By all rights Esau as the older of the two stood to receive a special inheritance. This was his birthright. It is not clear whether or not he or his brother fully understood the details of his birthright, but certainly they had some awareness of it - at least enough to swing a deal for it. We don't know if Esau's despising his birthright was due to his lack of understanding or personal preferences, but as we shall see, either one could lead to the same result.
What we read of Jacob reveals that he was a real go-getter. From birth he strove for place and position, grasping after those things that he wanted. It is interesting that he wanted the very things God had in store for him. Perhaps he would have received them anyway, even without his striving, since God had determined that he would. We don't know for sure. What we do know is that he placed a high value on those things, while his brother did not.
By all rights Esau had first claim on the greater inheritance, but at a point of weakness, he was more than willing to trade off his future to satisfy his immediate hunger. The comment following is "Thus Esau despised his birthright." In other words, he couldn't care less about it. All Esau cared about was himself and his hunger. Was he really at the point of starvation that he was better off trading his birthright for a bowl of stew? One would hope that if he really was dying Jacob would share some of his food with him or that there would be some available somewhere. And if he was really at the point of death? Was his life truly of greater value than his birthright? The fact is that Esau had no ability or desire to see beyond his immediate situation, which was his current felt need. Nothing else mattered. As long as he satisfied his hunger at that moment, he was okay as far as he was concerned.

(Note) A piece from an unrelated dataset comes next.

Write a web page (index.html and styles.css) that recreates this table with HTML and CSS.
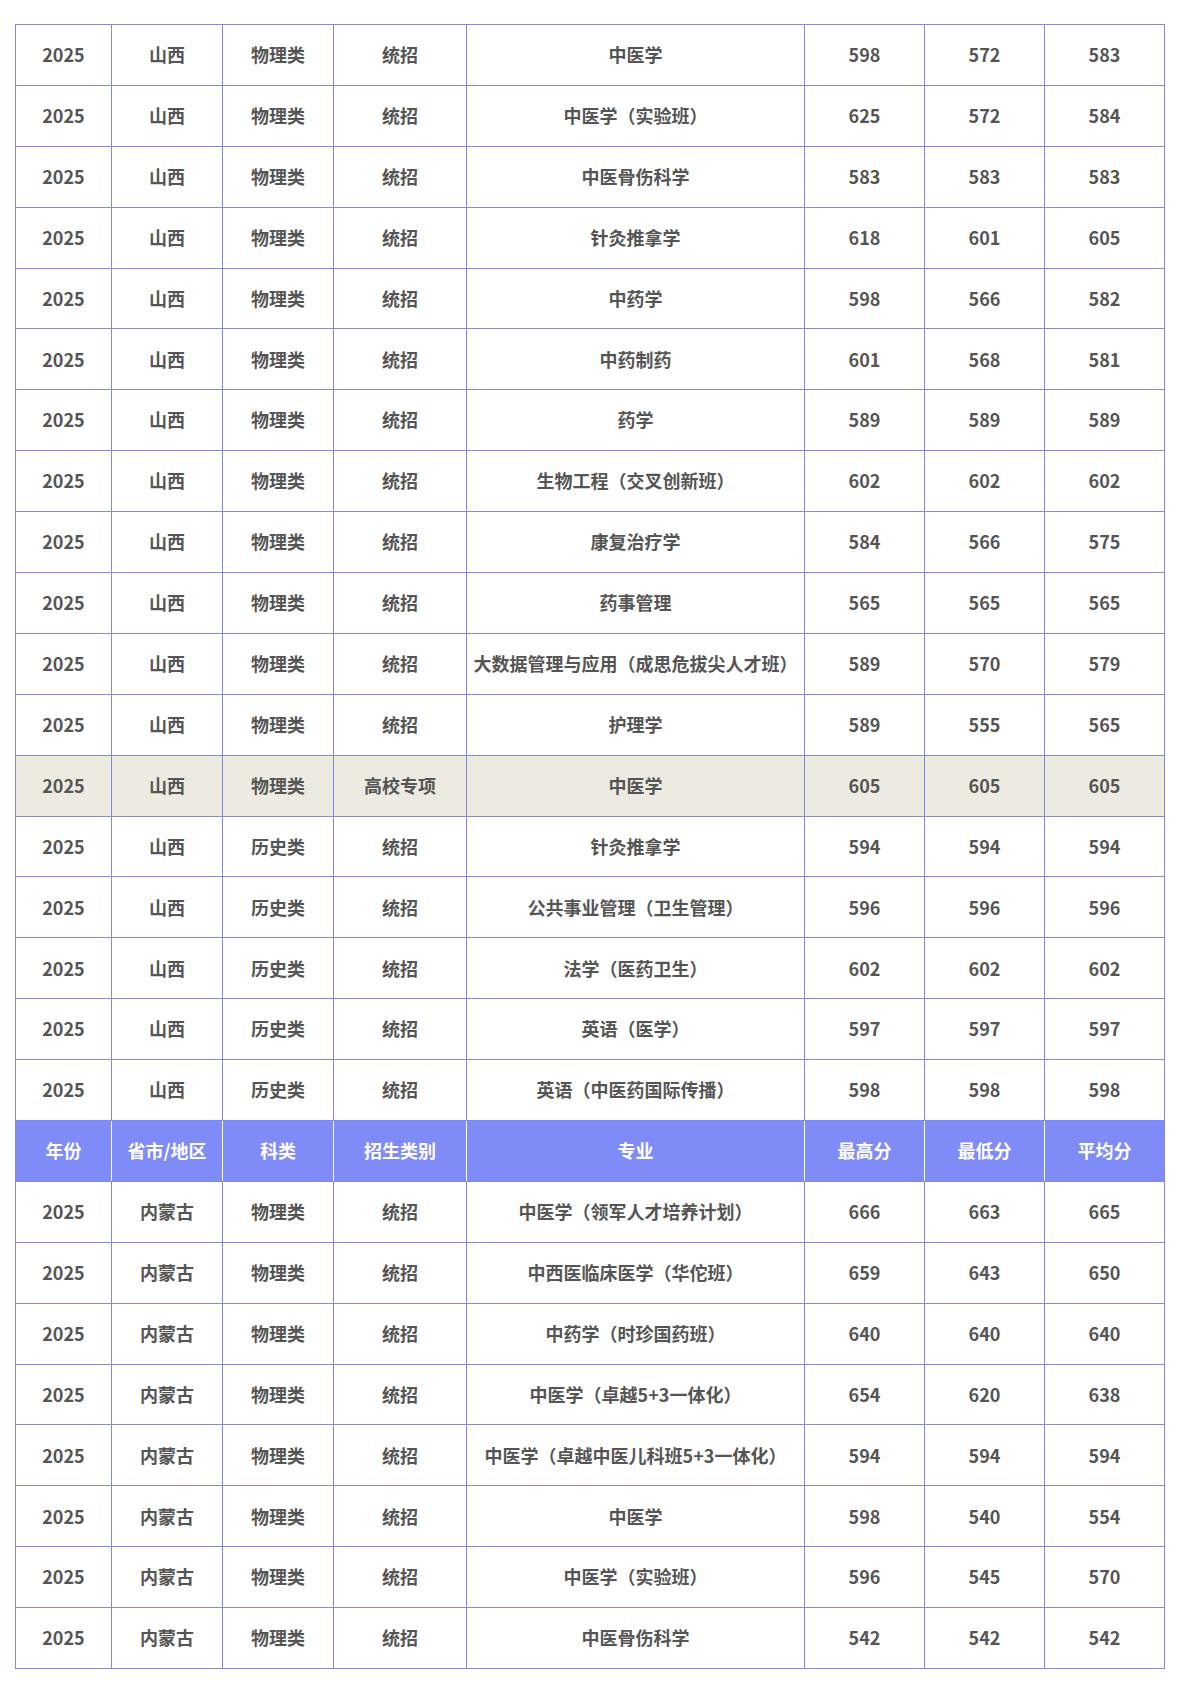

Esau is a symbol of much of today`s world. All that matters to many of us is ourselves and our immediate satisfaction. Obviously this kind of selfishness has been around for a long time or else we would not have this story to discuss. But this life approach has risen to a level that perhaps has never been seen in history. The "gotta -have-it-now mentality is one of the main contributors to the current world economic crisis. We are willing to jeopardize our future for unprecedented accumulation of possessions.
We are obsessed about self because we have despised our birthright. In fact, most of us aren't even aware that we have one. We have been told that life is just a cosmic accident and that our lives have no real meaning. Why should we care about the future if there is no meaning? Like Esau, the only thing that really matters is satisfying our appetites right now.
Thankfully the story of Jacob and Esau reminds us that there is more to life than self and its desires. There exists a greater purpose beyond ourselves waiting to be grasped. Each human being is made in the image of God and has a birthright to be discovered and cherished. Let us take care not to sell our birthright for momentary satisfaction only to discover later how much we really gave up by doing so.